***** Data segment

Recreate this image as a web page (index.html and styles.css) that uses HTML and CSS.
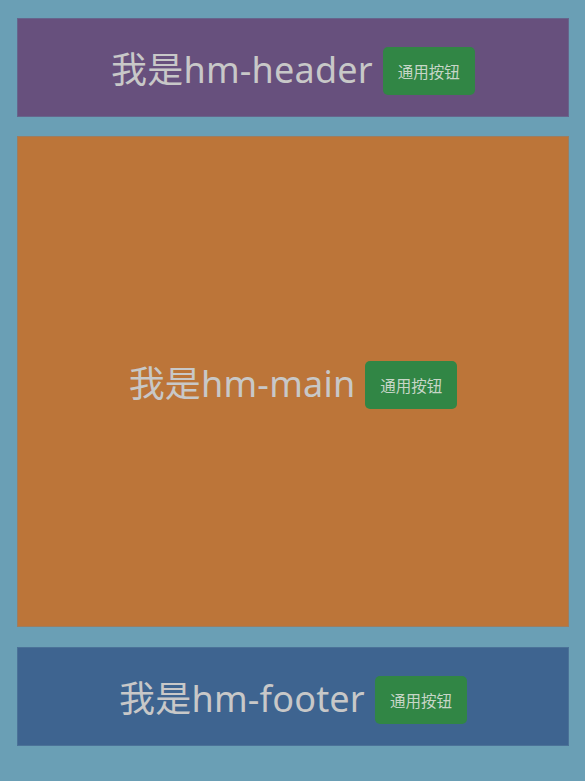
FILE: index.html
```html
<!DOCTYPE html>
<html lang="zh">
<head>
<meta charset="utf-8">
<title>hm layout</title>
<link rel="stylesheet" href="styles.css">
</head>
<body>
<div class="app">
  <header class="box box-header">
    <div class="line"><span class="title">我是hm-header</span><button class="btn">通用按钮</button></div>
  </header>
  <main class="box box-main">
    <div class="line"><span class="title">我是hm-main</span><button class="btn">通用按钮</button></div>
  </main>
  <footer class="box box-footer">
    <div class="line"><span class="title">我是hm-footer</span><button class="btn">通用按钮</button></div>
  </footer>
</div>
</body>
</html>
```

FILE: styles.css
```css
html, body {
  margin: 0;
  padding: 0;
  background: #6a9fb5;
}
body {
  font-family: "Noto Sans", "Noto Sans CJK SC", sans-serif;
}
.app {
  display: flex;
  flex-direction: column;
  padding: 18px 16px 35px 17px;
  gap: 19px;
}
.box {
  display: flex;
  align-items: center;
  justify-content: center;
  box-sizing: border-box;
  border: 1px solid rgba(100, 140, 170, 0.35);
}
.box-header { height: 99px; background: #67507d; }
.box-main { height: 491px; background: #bc7539; margin-bottom: 1px; }
.box-footer { height: 99px; background: #3e6490; }
.line {
  display: flex;
  align-items: center;
  gap: 10px;
  padding-top: 6px;
}
.title {
  font-size: 36px;
  line-height: 1;
  color: #c8c8c8;
  margin-top: -2px;
  letter-spacing: 0.2px;
}
.btn {
  width: 92px;
  height: 48px;
  border: none;
  border-radius: 5px;
  background: #318645;
  color: #c7d6c7;
  font-family: "Noto Sans CJK SC", sans-serif;
  font-size: 15.5px;
  padding: 0;
}
```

**********

** Task details **
Write out the listing above exactly as it stands, pictures excluded.

** Answer to this problem **
Recreate this image as a web page (index.html and styles.css) that uses HTML and CSS.
FILE: index.html
```html
<!DOCTYPE html>
<html lang="zh">
<head>
<meta charset="utf-8">
<title>hm layout</title>
<link rel="stylesheet" href="styles.css">
</head>
<body>
<div class="app">
  <header class="box box-header">
    <div class="line"><span class="title">我是hm-header</span><button class="btn">通用按钮</button></div>
  </header>
  <main class="box box-main">
    <div class="line"><span class="title">我是hm-main</span><button class="btn">通用按钮</button></div>
  </main>
  <footer class="box box-footer">
    <div class="line"><span class="title">我是hm-footer</span><button class="btn">通用按钮</button></div>
  </footer>
</div>
</body>
</html>
```

FILE: styles.css
```css
html, body {
  margin: 0;
  padding: 0;
  background: #6a9fb5;
}
body {
  font-family: "Noto Sans", "Noto Sans CJK SC", sans-serif;
}
.app {
  display: flex;
  flex-direction: column;
  padding: 18px 16px 35px 17px;
  gap: 19px;
}
.box {
  display: flex;
  align-items: center;
  justify-content: center;
  box-sizing: border-box;
  border: 1px solid rgba(100, 140, 170, 0.35);
}
.box-header { height: 99px; background: #67507d; }
.box-main { height: 491px; background: #bc7539; margin-bottom: 1px; }
.box-footer { height: 99px; background: #3e6490; }
.line {
  display: flex;
  align-items: center;
  gap: 10px;
  padding-top: 6px;
}
.title {
  font-size: 36px;
  line-height: 1;
  color: #c8c8c8;
  margin-top: -2px;
  letter-spacing: 0.2px;
}
.btn {
  width: 92px;
  height: 48px;
  border: none;
  border-radius: 5px;
  background: #318645;
  color: #c7d6c7;
  font-family: "Noto Sans CJK SC", sans-serif;
  font-size: 15.5px;
  padding: 0;
}
```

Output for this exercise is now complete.